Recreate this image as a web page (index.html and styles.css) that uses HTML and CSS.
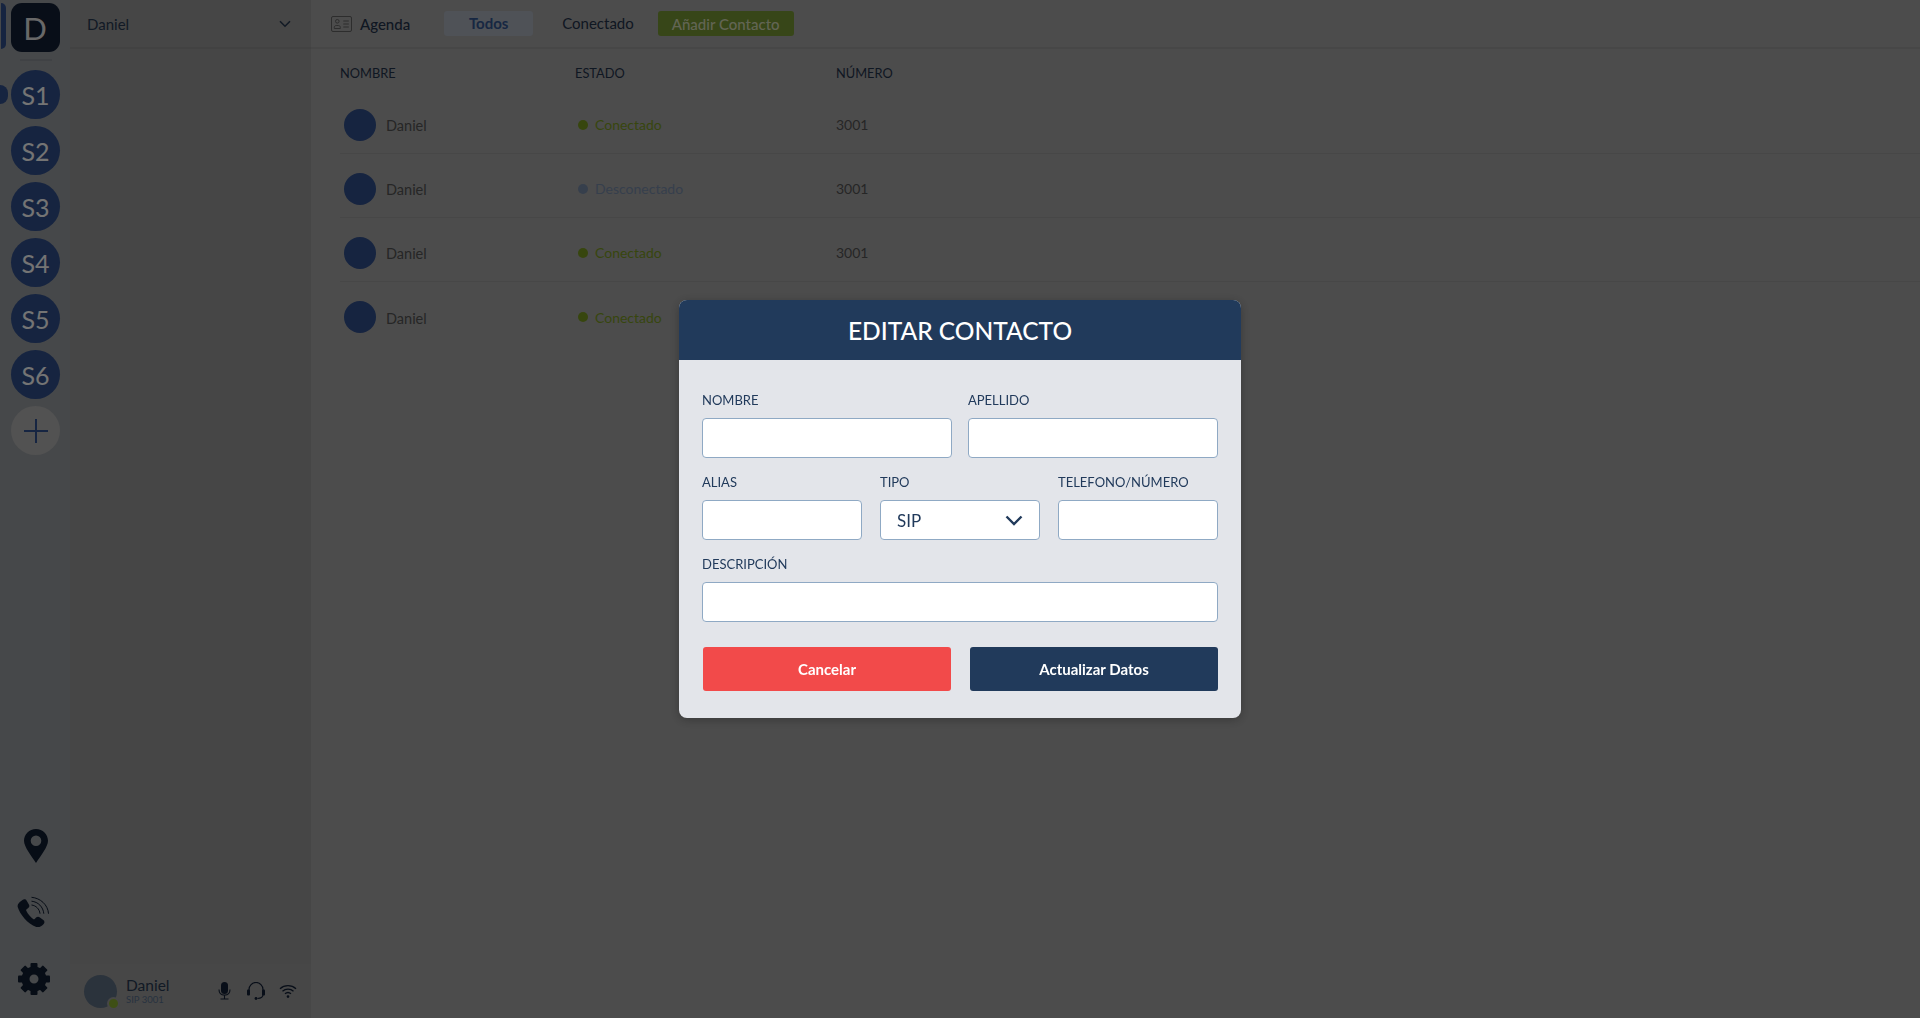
FILE: index.html
```html
<!DOCTYPE html>
<html lang="es">
<head>
    <meta charset="UTF-8">
    <meta name="viewport" content="width=device-width, initial-scale=1.0">
    <title>Agenda</title>
    <link rel="stylesheet" href="styles.css">
</head>
<body>
    <div class="app">
        <nav class="sidebar">
            <div class="server_list">
                <div class="server_home">D</div>
                <div class="server_sep"></div>
                <div class="server active">S1</div>
                <div class="server">S2</div>
                <div class="server">S3</div>
                <div class="server">S4</div>
                <div class="server">S5</div>
                <div class="server">S6</div>
                <div class="server server_add">
                    <svg width="26" height="26" viewBox="0 0 26 26"><path d="M13 1v24M1 13h24" stroke="currentColor" stroke-width="2" fill="none"/></svg>
                </div>
            </div>
            <div class="side_tools">
                <svg class="pin" width="24" height="34" viewBox="0 0 24 34"><path fill-rule="evenodd" fill="currentColor" d="M12 0C5.2 0 0 5.2 0 11.8 0 18 7.5 27 12 34c4.500-7 12-16 12-22.200C24 5.200 18.800 0 12 0zm0 6.500a5.300 5.300 0 1 1 0 10.600 5.300 5.300 0 0 1 0-10.600z"/></svg>
                <svg class="phone" width="33" height="33" viewBox="0 0 33 33">
                    <path fill="currentColor" d="M5.500 4c1.500-1.100 3.300-.8 4.200.7l2.200 3.800c.8 1.400.5 2.700-.7 3.600l-1.500 1.100c-.6.400-.7 1-.4 1.600 1.700 3.400 3.900 6 6.800 8.200.6.400 1.100.4 1.600-.1l1.400-1.300c1.100-1 2.500-1.100 3.800-.2l3.400 2.500c1.400 1 1.500 2.700.4 4-1.900 2.300-4.700 3.800-7.400 3C10.500 28 2.700 17.800.8 11.200 0 8.300 2.700 5.800 5.500 4z"/>
                    <path fill="none" stroke="currentColor" stroke-width="1" d="M14.500 9c4.500.5 8 4 8.500 8.700M14.500 5.200c6.600.6 11.700 5.700 12.300 12.500M14.500 1.300c8.800.7 16.500 7.500 17 16.400"/>
                </svg>
                <svg class="gear" width="32" height="32" viewBox="0 0 32 32">
                    <g fill="currentColor">
                        <rect x="12.500" y="0" width="7" height="7" rx="1"/>
                        <rect x="12.500" y="0" width="7" height="7" rx="1" transform="rotate(45 16 16)"/>
                        <rect x="12.500" y="0" width="7" height="7" rx="1" transform="rotate(90 16 16)"/>
                        <rect x="12.500" y="0" width="7" height="7" rx="1" transform="rotate(135 16 16)"/>
                        <rect x="12.500" y="0" width="7" height="7" rx="1" transform="rotate(180 16 16)"/>
                        <rect x="12.500" y="0" width="7" height="7" rx="1" transform="rotate(225 16 16)"/>
                        <rect x="12.500" y="0" width="7" height="7" rx="1" transform="rotate(270 16 16)"/>
                        <rect x="12.500" y="0" width="7" height="7" rx="1" transform="rotate(315 16 16)"/>
                    </g>
                    <circle cx="16" cy="16" r="8.500" fill="none" stroke="currentColor" stroke-width="8"/>
                </svg>
            </div>
        </nav>

        <aside class="panel">
            <div class="panel_head">
                <span>Daniel</span>
                <svg width="12" height="8" viewBox="0 0 12 8"><path d="M1 1.200l5 5 5-5" fill="none" stroke="currentColor" stroke-width="1.600"/></svg>
            </div>
            <div class="user_bar">
                <div class="user_avatar"><span class="user_status"></span></div>
                <div class="user_info">
                    <div class="user_name">Daniel</div>
                    <div class="user_sip">SIP 3001</div>
                </div>
                <div class="user_icons">
                    <svg class="mic" width="13" height="18" viewBox="0 0 13 18">
                        <rect x="3" y="0" width="7" height="12" rx="3.500" fill="currentColor"/>
                        <path d="M1 7.500c0 3.400 2.300 5.600 5.500 5.600s5.500-2.200 5.500-5.600M6.500 13v4M2.500 17h8" fill="none" stroke="currentColor" stroke-width="1.100"/>
                    </svg>
                    <svg width="18" height="18" viewBox="0 0 18 18">
                        <path d="M2 10V7.500a7 7 0 0 1 14 0V10M16 12.500c0 2.400-2.200 3.800-5.500 4" fill="none" stroke="currentColor" stroke-width="1.200"/>
                        <rect x="0" y="7.500" width="3" height="6" rx="1" fill="currentColor"/>
                        <rect x="15" y="7.500" width="3" height="6" rx="1" fill="currentColor"/>
                        <circle cx="9" cy="16.500" r="1.400" fill="currentColor"/>
                    </svg>
                    <svg width="18" height="14" viewBox="0 0 18 14">
                        <path d="M1 4.800c4.500-4.200 11.500-4.200 16 0M3.500 7.300c3.100-2.800 7.900-2.800 11 0M6 9.800c1.700-1.500 4.300-1.500 6 0" fill="none" stroke="currentColor" stroke-width="1.300"/>
                        <circle cx="9" cy="12.600" r="1.300" fill="currentColor"/>
                    </svg>
                </div>
            </div>
        </aside>

        <main class="content">
            <div class="toolbar">
                <svg class="agenda_icon" width="21" height="16" viewBox="0 0 21 16">
                    <rect x="0.500" y="0.500" width="20" height="15" rx="1.500" fill="none" stroke="currentColor"/>
                    <circle cx="6.300" cy="5.300" r="1.800" fill="none" stroke="currentColor"/>
                    <path d="M3.300 12.500v-1.200c0-1.100.9-1.800 1.900-1.800h2.200c1 0 1.900.7 1.900 1.800v1.200zM12.300 5h5.500M12.300 8h5.500M12.300 11h5.500" fill="none" stroke="currentColor"/>
                </svg>
                <span class="toolbar_title">Agenda</span>
                <a class="tab tab_active">Todos</a>
                <a class="tab">Conectado</a>
                <a class="add_btn">Añadir Contacto</a>
            </div>

            <div class="list_head">
                <span>NOMBRE</span>
                <span>ESTADO</span>
                <span>NÚMERO</span>
            </div>
            <div class="row">
                <div class="row_name"><span class="avatar"></span><span class="row_text">Daniel</span></div>
                <div class="state online"><span class="dot"></span>Conectado</div>
                <div class="num">3001</div>
            </div>
            <div class="row">
                <div class="row_name"><span class="avatar"></span><span class="row_text">Daniel</span></div>
                <div class="state offline"><span class="dot"></span>Desconectado</div>
                <div class="num">3001</div>
            </div>
            <div class="row">
                <div class="row_name"><span class="avatar"></span><span class="row_text">Daniel</span></div>
                <div class="state online"><span class="dot"></span>Conectado</div>
                <div class="num">3001</div>
            </div>
            <div class="row">
                <div class="row_name"><span class="avatar"></span><span class="row_text">Daniel</span></div>
                <div class="state online"><span class="dot"></span>Conectado</div>
            </div>
        </main>
    </div>

    <div class="overlay">
        <form class="modal">
            <h2 class="modal_title">EDITAR CONTACTO</h2>
            <div class="modal_body">
                <div class="form_row two">
                    <label class="field">NOMBRE<input type="text"></label>
                    <label class="field">APELLIDO<input type="text"></label>
                </div>
                <div class="form_row three">
                    <label class="field">ALIAS<input type="text"></label>
                    <label class="field">TIPO
                        <span class="select"><span class="select_val">SIP</span>
                            <svg width="18" height="11" viewBox="0 0 18 11"><path d="M1.500 1.500L9 9l7.500-7.500" fill="none" stroke="currentColor" stroke-width="2.400"/></svg>
                        </span>
                    </label>
                    <label class="field">TELEFONO/NÚMERO<input type="text"></label>
                </div>
                <div class="form_row">
                    <label class="field">DESCRIPCIÓN<input type="text"></label>
                </div>
                <div class="modal_btns">
                    <button type="button" class="btn btn_cancel">Cancelar</button>
                    <button type="button" class="btn btn_save">Actualizar Datos</button>
                </div>
            </div>
        </form>
    </div>
</body>
</html>
```

FILE: styles.css
```css
* {
    box-sizing: border-box;
}

body {
    font-family: Lato, "Open Sans", sans-serif;
    margin: 0;
    height: 1018px;
    overflow: hidden;
    background-color: #989898;
}

.app {
    display: flex;
    height: 100%;
}

/* left column */
.sidebar {
    width: 70px;
    flex: none;
    display: flex;
    flex-direction: column;
    justify-content: space-between;
    background-color: #8c9094;
    color: #0e1a2c;
}

.server_list {
    display: flex;
    flex-direction: column;
    align-items: center;
    padding: 3px 0 0 1px;
    gap: 7px;
}

.server_home {
    position: relative;
    width: 49px;
    height: 49px;
    margin-left: -1px;
    border-radius: 11px;
    background-color: #101c30;
    color: #d0d0d0;
    font-size: 31px;
    line-height: 50px;
    text-align: center;
}

.server_home::before {
    content: "";
    position: absolute;
    left: -10px;
    top: 0;
    width: 5px;
    height: 46px;
    border-radius: 0 6px 6px 0;
    background-color: #2c4880;
}

.server_sep {
    width: 32px;
    height: 2px;
    margin: 0 0 2px;
    background-color: #80848a;
}

.server {
    position: relative;
    width: 49px;
    height: 49px;
    border-radius: 50%;
    background-color: #2c4880;
    color: #e8e8e8;
    font-size: 25px;
    line-height: 51px;
    text-align: center;
}

.server.active::before {
    content: "";
    position: absolute;
    left: -11px;
    top: 15px;
    width: 8px;
    height: 19px;
    border-radius: 0 10px 10px 0;
    background-color: #2c4880;
}

.server_add {
    display: flex;
    align-items: center;
    justify-content: center;
    background-color: #a4a4a4;
    color: #2c4a84;
}

.side_tools {
    display: flex;
    flex-direction: column;
    align-items: center;
    padding: 0 0 23px;
}

.pin {
    margin: 0 0 33px 1px;
}

.phone {
    margin-bottom: 34px;
    margin-left: -3px;
}

.gear {
    margin-left: -3px;
}

/* second column */
.panel {
    width: 241px;
    flex: none;
    display: flex;
    flex-direction: column;
    justify-content: space-between;
    background-color: #8c8c8c;
    color: #24344a;
}

.panel_head {
    height: 49px;
    display: flex;
    align-items: center;
    justify-content: space-between;
    padding: 0 20px 0 17px;
    font-size: 15px;
    border-bottom: 2px solid #848484;
}

.user_bar {
    height: 54px;
    display: flex;
    align-items: center;
    padding: 0 14px;
    background-color: #8e8e8e;
}

.user_avatar {
    position: relative;
    width: 33px;
    height: 33px;
    border-radius: 50%;
    background-color: #566678;
}

.user_status {
    position: absolute;
    right: -3px;
    bottom: -2px;
    width: 13px;
    height: 13px;
    border-radius: 50%;
    border: 2px solid #8e8e8e;
    background-color: #7d9e2a;
}

.user_info {
    margin-left: 9px;
    flex: 1;
}

.user_name {
    font-size: 15.5px;
    line-height: 18px;
}

.user_sip {
    font-size: 9.5px;
    line-height: 12px;
    color: #4f6580;
}

.user_icons {
    display: flex;
    align-items: center;
    gap: 14px;
    color: #101c30;
}

.mic {
    margin-right: 2px;
}

/* contact list */
.content {
    flex: 1;
    background-color: #989898;
    color: #4c4c4c;
}

.toolbar {
    height: 49px;
    display: flex;
    align-items: center;
    padding: 0 0 0 20px;
    border-bottom: 2px solid #8e8e8e;
    font-size: 15px;
    color: #1e2e44;
}

.agenda_icon {
    color: #5a5a5a;
}

.toolbar_title {
    margin: 0 34px 0 8px;
    font-weight: 500;
}

.tab {
    display: block;
    height: 25px;
    line-height: 25px;
    text-align: center;
    margin-right: 29px;
    border-radius: 3px;
}

.tab_active {
    width: 89px;
    background-color: #9ea4ae;
    color: #2f4f85;
    font-weight: 700;
}

.add_btn {
    display: block;
    height: 25px;
    line-height: 27px;
    margin-left: -5px;
    padding: 0 14px;
    border-radius: 3px;
    background-color: #6f8c30;
    color: #c4caa8;
    font-weight: 500;
}

.list_head, .row {
    display: grid;
    grid-template-columns: 235px 261px 1fr;
    margin-left: 29px;
    align-items: center;
}

.list_head {
    height: 47px;
    font-size: 12.8px;
    color: #1e2e44;
}

.row {
    height: 58px;
    margin-bottom: 6px;
    font-size: 14px;
    border-bottom: 1px solid #8e8e8e;
}

.row:last-child {
    border-bottom: none;
}

.row_name {
    display: flex;
    align-items: center;
    gap: 10px;
    padding-left: 4px;
    font-size: 14.5px;
    color: #4c4c4c;
}

.row_text {
    padding-top: 2px;
}

.avatar {
    width: 32px;
    height: 32px;
    border-radius: 50%;
    background-color: #2c4880;
}

.state {
    display: flex;
    align-items: center;
    justify-self: start;
    gap: 7px;
    padding-left: 3px;
}

.dot {
    width: 10px;
    height: 10px;
    border-radius: 50%;
    background-color: currentColor;
}

.online {
    color: #6f8c1c;
}

.offline {
    color: #6c7e98;
}

/* modal */
.overlay {
    position: fixed;
    top: 0;
    left: 0;
    right: 0;
    bottom: 0;
    display: flex;
    align-items: center;
    justify-content: center;
    background-color: rgba(0, 0, 0, 0.5);
}

.modal {
    width: 562px;
    height: 418px;
    border-radius: 8px;
    overflow: hidden;
    background-color: #e3e5ea;
    color: #213a5b;
    box-shadow: 0 2px 10px rgba(0, 0, 0, 0.25);
}

.modal_title {
    margin: 0;
    height: 60px;
    line-height: 62px;
    text-align: center;
    font-size: 24.5px;
    font-weight: 500;
    color: white;
    background-color: #213a5b;
}

.modal_body {
    padding: 31px 23px 0;
}

.form_row {
    display: grid;
    margin-bottom: 15px;
}

.form_row.two {
    grid-template-columns: 1fr 1fr;
    gap: 16px;
}

.form_row.three {
    grid-template-columns: 160px 160px 160px;
    gap: 18px;
}

.field {
    display: block;
    font-size: 13px;
    line-height: 18px;
}

.field input, .select {
    display: flex;
    align-items: center;
    justify-content: space-between;
    width: 100%;
    height: 40px;
    margin-top: 9px;
    padding: 0 16px;
    font-family: inherit;
    font-size: 17px;
    color: #213a5b;
    background-color: white;
    border: 1px solid #8fa9c4;
    border-radius: 4px;
}

.select_val {
    padding-top: 2px;
}

.modal_btns {
    display: grid;
    grid-template-columns: 248px 248px;
    justify-content: space-between;
    padding: 10px 0 0 1px;
}

.btn {
    height: 44px;
    border: none;
    border-radius: 3px;
    font-family: inherit;
    font-size: 15px;
    font-weight: 700;
    color: white;
}

.btn_cancel {
    background-color: #f24a4a;
}

.btn_save {
    background-color: #213a5b;
}
```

━━━━━━━━━━━━━━━━

Written request:
Pick out every line holding the string "styles" and return it.

Output of the task:
Recreate this image as a web page (index.html and styles.css) that uses HTML and CSS.
    <link rel="stylesheet" href="styles.css">
FILE: styles.css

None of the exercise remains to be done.